Toronto Star columnist Jim Fiorito was awoken early the other morning by a legion of Toronto police officers (question: was the ETF there?), who were there to take away his firearm. What was wrong – was the gun prohibited? No – it was a run-of-the-mill 20-gauge duck gun. Was it unregistered? No – the reason the police knew about it in the first place was because it was registered. The crime: his firearms license (his PAL) had expired.
The upside of this is that a Toronto Star columnist now has first-hand knowledge that the real target of David Miller’s Project Safe Streets is law-abiding taxpayers like him – who are hounded for paperwork violations, not gangbangers. If he is able to put two and two together, he will now understand why Mayor Miller has been utterly impotent as a crime fighter.
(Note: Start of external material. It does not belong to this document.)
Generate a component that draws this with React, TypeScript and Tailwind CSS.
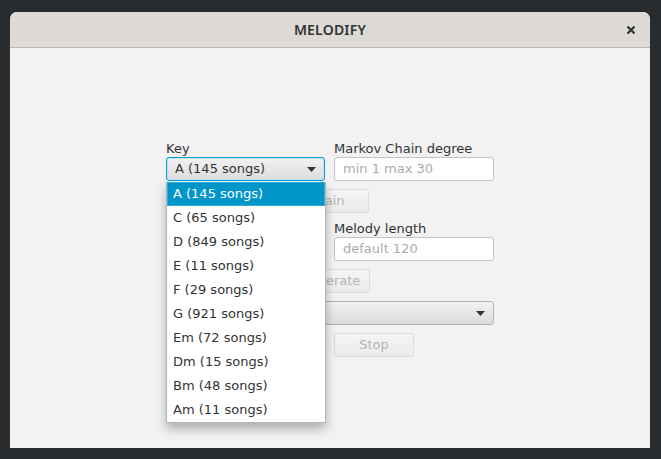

1. Possession and Acquisition Licenses (PAL’s) are valid for five years (like passports).
2. Other than the expiry date on the card, no notification that a person’s license is about to expire is sent. The onus is on the license holder to be observant.
3. Once a renewal application is received, the amount of time it takes to process the application varies from 1 month to 9 months, depending on the vagaries of the gun control bureaucracy.
4. If your license expires because it took an unreasonable amount of time for the Canadian Firearms Center to process your application, the law places the blame squarely on you.
5. If you find yourself in this situation in Toronto, David Miller sends the ETF after you at 4 o’clock in the morning.